===== Exercise material
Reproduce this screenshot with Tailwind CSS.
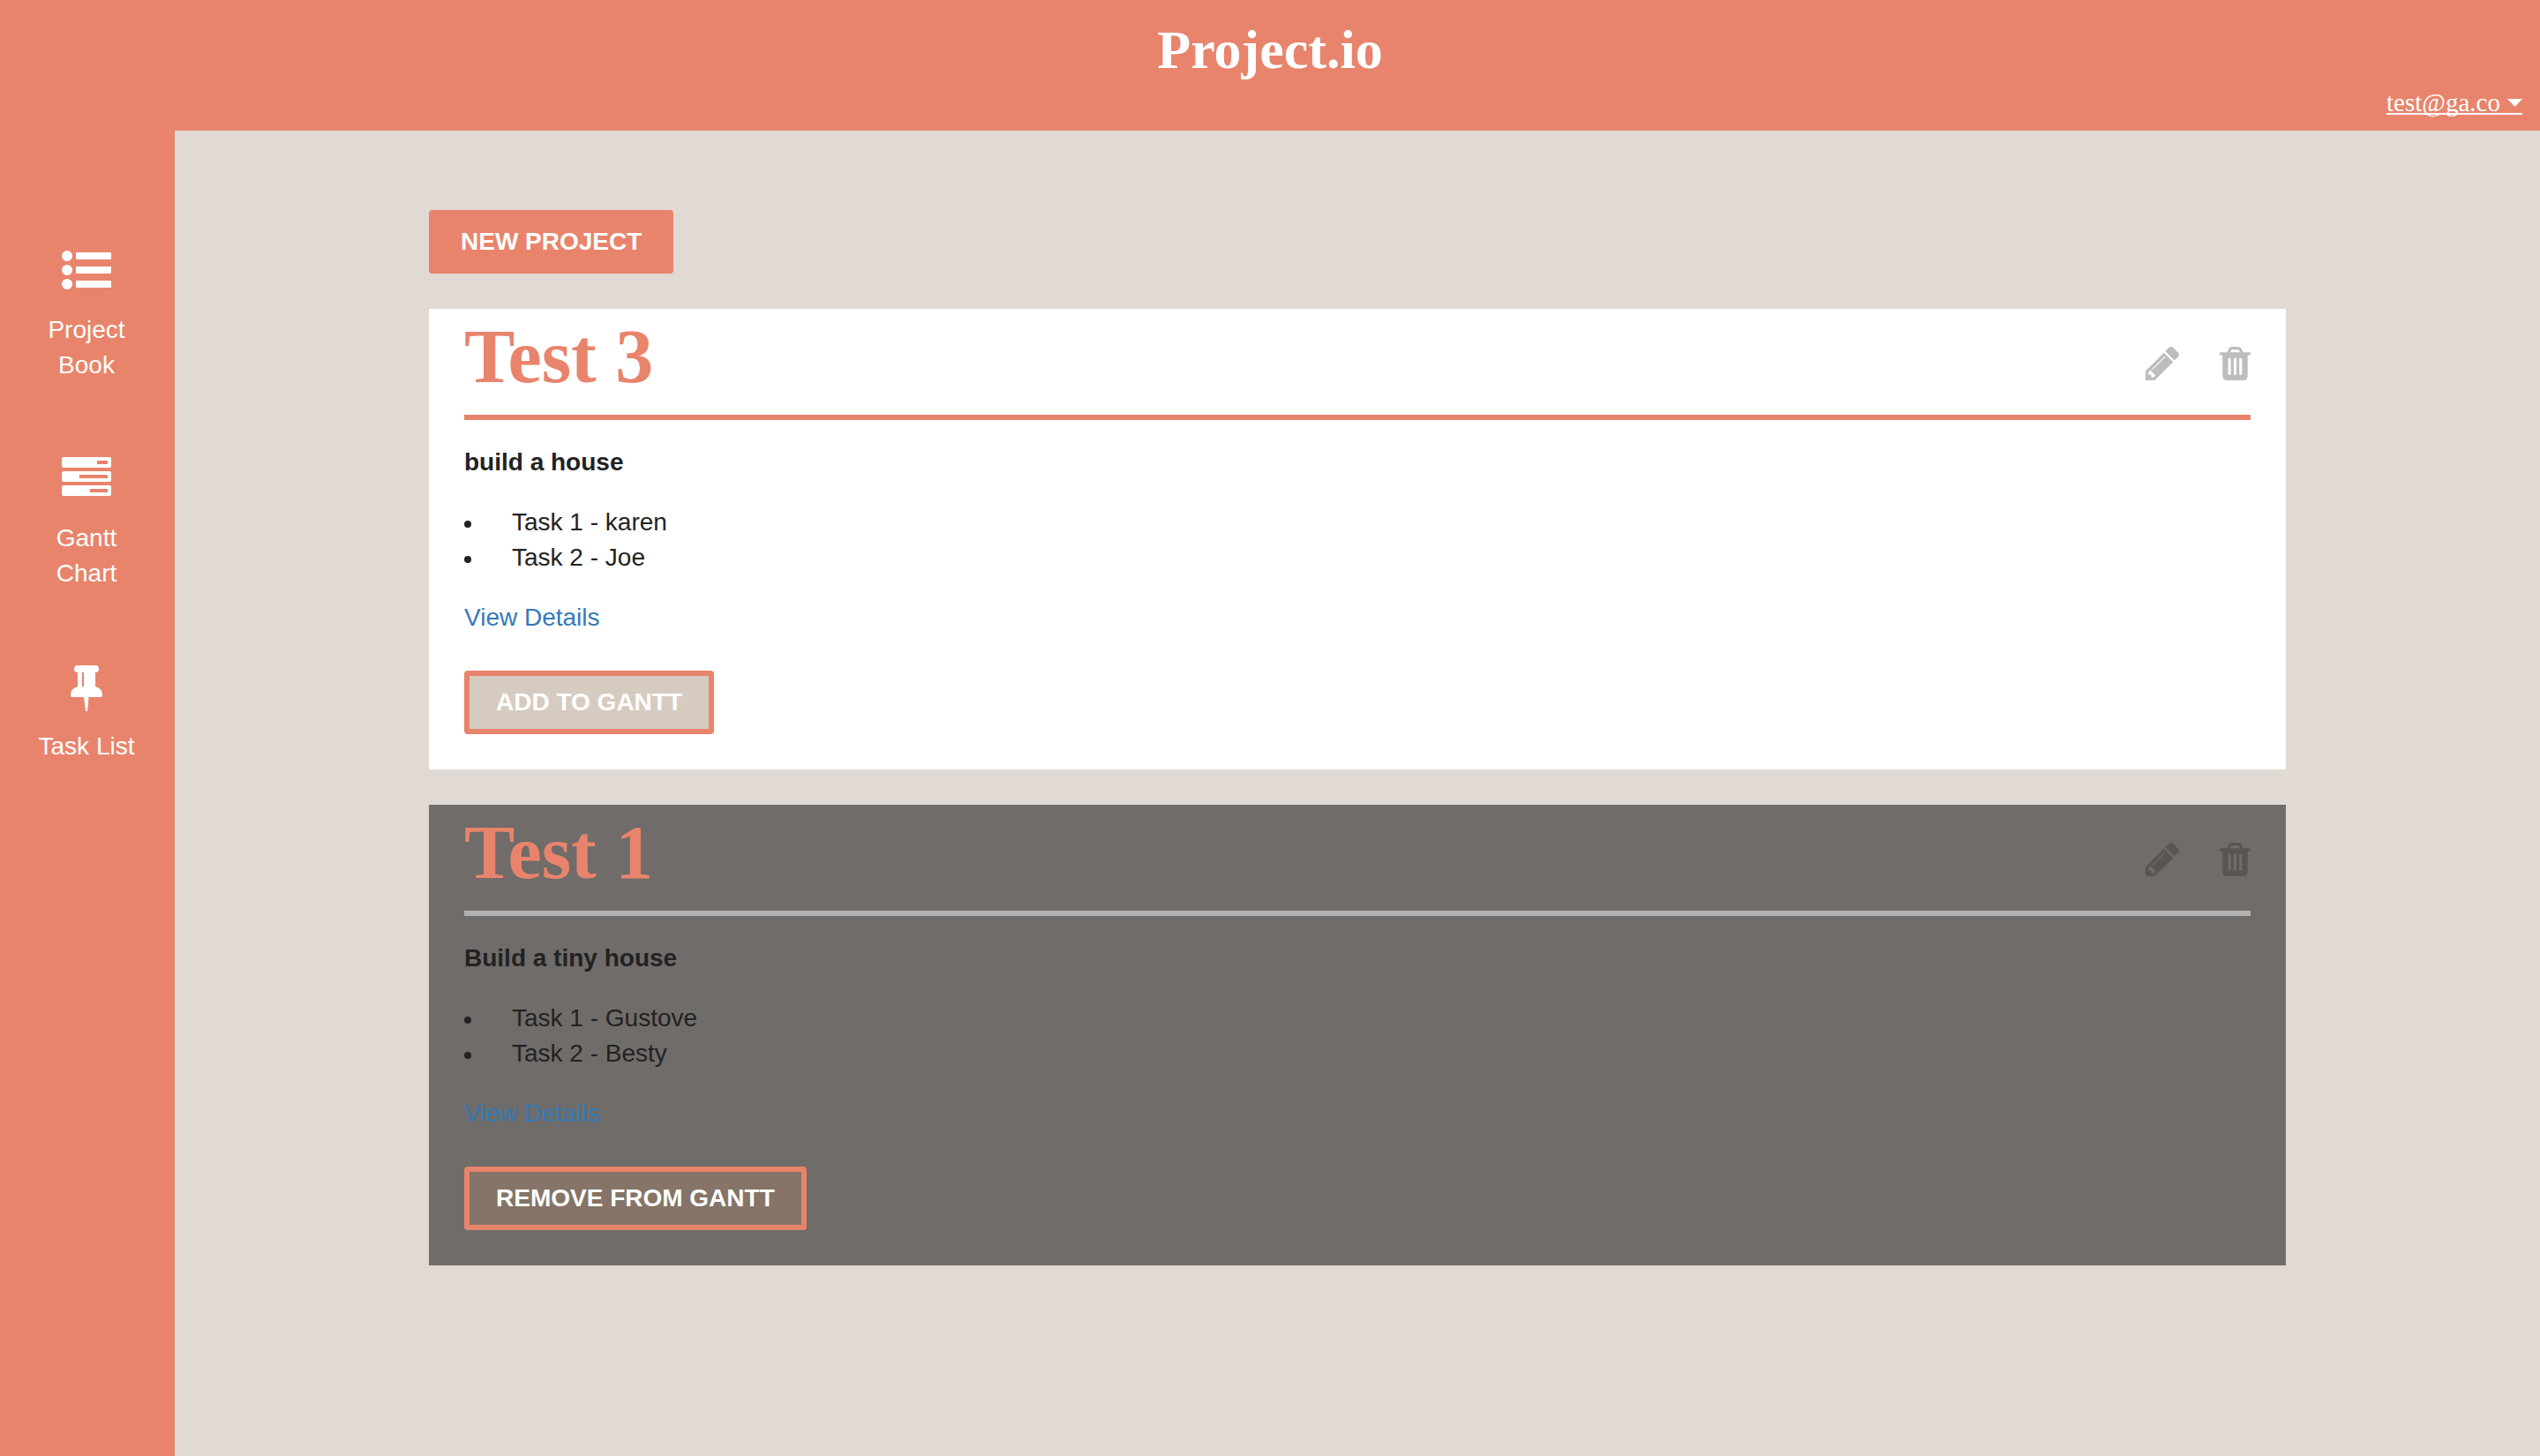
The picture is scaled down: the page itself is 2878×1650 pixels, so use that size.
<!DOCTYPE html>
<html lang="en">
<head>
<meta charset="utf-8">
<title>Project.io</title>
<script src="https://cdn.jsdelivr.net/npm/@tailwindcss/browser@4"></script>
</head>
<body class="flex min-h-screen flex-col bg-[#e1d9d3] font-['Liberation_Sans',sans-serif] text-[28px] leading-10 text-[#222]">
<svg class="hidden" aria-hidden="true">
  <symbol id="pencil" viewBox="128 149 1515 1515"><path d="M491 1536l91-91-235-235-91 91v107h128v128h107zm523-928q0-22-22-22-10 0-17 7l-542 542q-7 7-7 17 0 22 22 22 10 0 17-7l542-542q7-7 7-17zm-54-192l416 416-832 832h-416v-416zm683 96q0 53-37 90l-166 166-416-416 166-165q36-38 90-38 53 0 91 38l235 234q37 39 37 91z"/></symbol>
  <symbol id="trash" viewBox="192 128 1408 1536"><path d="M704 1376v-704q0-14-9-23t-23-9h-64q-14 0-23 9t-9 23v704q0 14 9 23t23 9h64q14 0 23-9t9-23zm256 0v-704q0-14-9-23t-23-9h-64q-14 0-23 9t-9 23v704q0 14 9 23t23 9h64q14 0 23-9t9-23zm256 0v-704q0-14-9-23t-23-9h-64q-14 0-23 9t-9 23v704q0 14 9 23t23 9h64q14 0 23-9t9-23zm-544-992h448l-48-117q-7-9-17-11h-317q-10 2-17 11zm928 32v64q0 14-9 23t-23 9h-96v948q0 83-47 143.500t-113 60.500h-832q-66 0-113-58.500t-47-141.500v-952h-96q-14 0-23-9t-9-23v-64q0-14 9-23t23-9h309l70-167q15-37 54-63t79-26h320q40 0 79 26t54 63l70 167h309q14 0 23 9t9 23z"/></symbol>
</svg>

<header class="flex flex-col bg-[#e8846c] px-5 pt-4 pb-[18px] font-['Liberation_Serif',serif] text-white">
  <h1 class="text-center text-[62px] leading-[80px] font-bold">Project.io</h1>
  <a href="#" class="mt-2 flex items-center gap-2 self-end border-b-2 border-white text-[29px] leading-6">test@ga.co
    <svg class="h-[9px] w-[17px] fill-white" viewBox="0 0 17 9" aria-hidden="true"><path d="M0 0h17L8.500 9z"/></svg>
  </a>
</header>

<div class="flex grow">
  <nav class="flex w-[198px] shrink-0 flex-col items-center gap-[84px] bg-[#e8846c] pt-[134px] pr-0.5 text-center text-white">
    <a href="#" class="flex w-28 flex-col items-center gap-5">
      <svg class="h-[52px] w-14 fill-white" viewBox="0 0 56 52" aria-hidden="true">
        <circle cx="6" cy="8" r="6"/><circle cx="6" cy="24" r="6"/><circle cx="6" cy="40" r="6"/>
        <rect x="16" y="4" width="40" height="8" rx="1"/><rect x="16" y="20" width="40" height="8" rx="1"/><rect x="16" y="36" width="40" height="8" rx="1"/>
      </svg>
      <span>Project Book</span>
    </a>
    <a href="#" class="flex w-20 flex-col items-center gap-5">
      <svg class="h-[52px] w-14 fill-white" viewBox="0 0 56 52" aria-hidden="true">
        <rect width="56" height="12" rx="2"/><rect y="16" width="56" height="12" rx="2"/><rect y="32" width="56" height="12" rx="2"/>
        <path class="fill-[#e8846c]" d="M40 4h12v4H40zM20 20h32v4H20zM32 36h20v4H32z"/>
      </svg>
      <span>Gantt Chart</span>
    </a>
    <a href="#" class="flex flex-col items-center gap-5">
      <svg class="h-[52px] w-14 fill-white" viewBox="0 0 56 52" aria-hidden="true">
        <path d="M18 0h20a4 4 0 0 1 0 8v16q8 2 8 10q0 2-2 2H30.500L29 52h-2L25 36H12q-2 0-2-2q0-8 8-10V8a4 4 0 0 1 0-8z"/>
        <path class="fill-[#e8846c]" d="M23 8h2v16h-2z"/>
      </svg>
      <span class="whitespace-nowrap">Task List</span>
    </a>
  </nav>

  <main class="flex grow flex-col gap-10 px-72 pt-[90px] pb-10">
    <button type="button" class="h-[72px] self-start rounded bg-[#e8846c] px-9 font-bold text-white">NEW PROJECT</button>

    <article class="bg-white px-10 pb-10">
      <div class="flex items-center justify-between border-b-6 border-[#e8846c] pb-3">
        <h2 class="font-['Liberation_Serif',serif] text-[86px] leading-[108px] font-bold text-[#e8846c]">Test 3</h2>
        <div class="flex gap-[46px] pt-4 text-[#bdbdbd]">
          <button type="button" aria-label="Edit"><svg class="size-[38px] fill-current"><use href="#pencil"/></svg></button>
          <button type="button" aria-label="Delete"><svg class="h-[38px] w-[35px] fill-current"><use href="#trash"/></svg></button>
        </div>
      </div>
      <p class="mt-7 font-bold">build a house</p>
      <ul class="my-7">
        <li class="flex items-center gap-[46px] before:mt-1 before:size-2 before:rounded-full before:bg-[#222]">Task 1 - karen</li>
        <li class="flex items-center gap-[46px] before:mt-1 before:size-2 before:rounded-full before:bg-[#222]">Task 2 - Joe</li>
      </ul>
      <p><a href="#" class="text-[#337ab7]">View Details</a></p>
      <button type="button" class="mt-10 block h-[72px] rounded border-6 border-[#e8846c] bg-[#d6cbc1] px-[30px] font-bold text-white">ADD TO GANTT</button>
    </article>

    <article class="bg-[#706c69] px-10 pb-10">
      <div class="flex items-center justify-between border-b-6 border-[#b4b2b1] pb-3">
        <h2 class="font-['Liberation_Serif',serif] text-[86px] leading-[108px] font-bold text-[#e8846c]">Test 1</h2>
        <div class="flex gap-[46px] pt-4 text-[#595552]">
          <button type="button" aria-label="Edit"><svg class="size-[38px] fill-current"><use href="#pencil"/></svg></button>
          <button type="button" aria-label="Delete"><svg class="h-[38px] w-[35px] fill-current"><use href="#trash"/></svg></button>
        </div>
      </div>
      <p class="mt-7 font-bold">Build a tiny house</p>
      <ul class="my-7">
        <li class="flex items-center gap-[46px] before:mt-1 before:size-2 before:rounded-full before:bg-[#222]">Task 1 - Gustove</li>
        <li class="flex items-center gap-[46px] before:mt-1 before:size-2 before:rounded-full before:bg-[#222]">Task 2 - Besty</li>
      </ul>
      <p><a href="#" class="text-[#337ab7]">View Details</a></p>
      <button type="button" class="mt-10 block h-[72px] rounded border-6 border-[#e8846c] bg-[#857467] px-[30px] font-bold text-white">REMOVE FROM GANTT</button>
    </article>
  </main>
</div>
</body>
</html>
==========
===== Exercise material
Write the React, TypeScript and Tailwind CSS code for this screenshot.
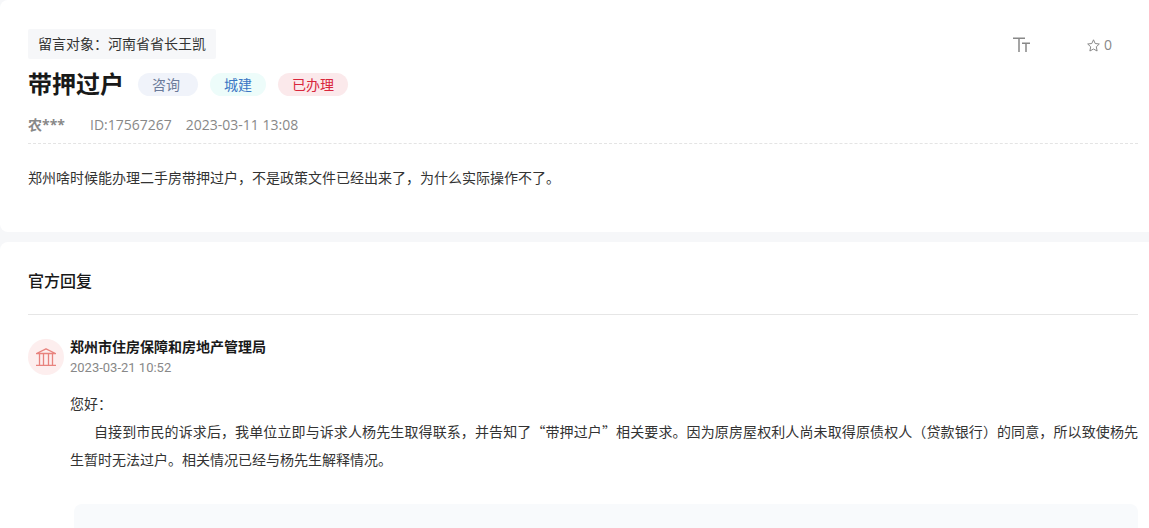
==========
> [Problem details] Some lines of the data may hold the word "this". Say how many do, with nothing else.

> [Correct result] 2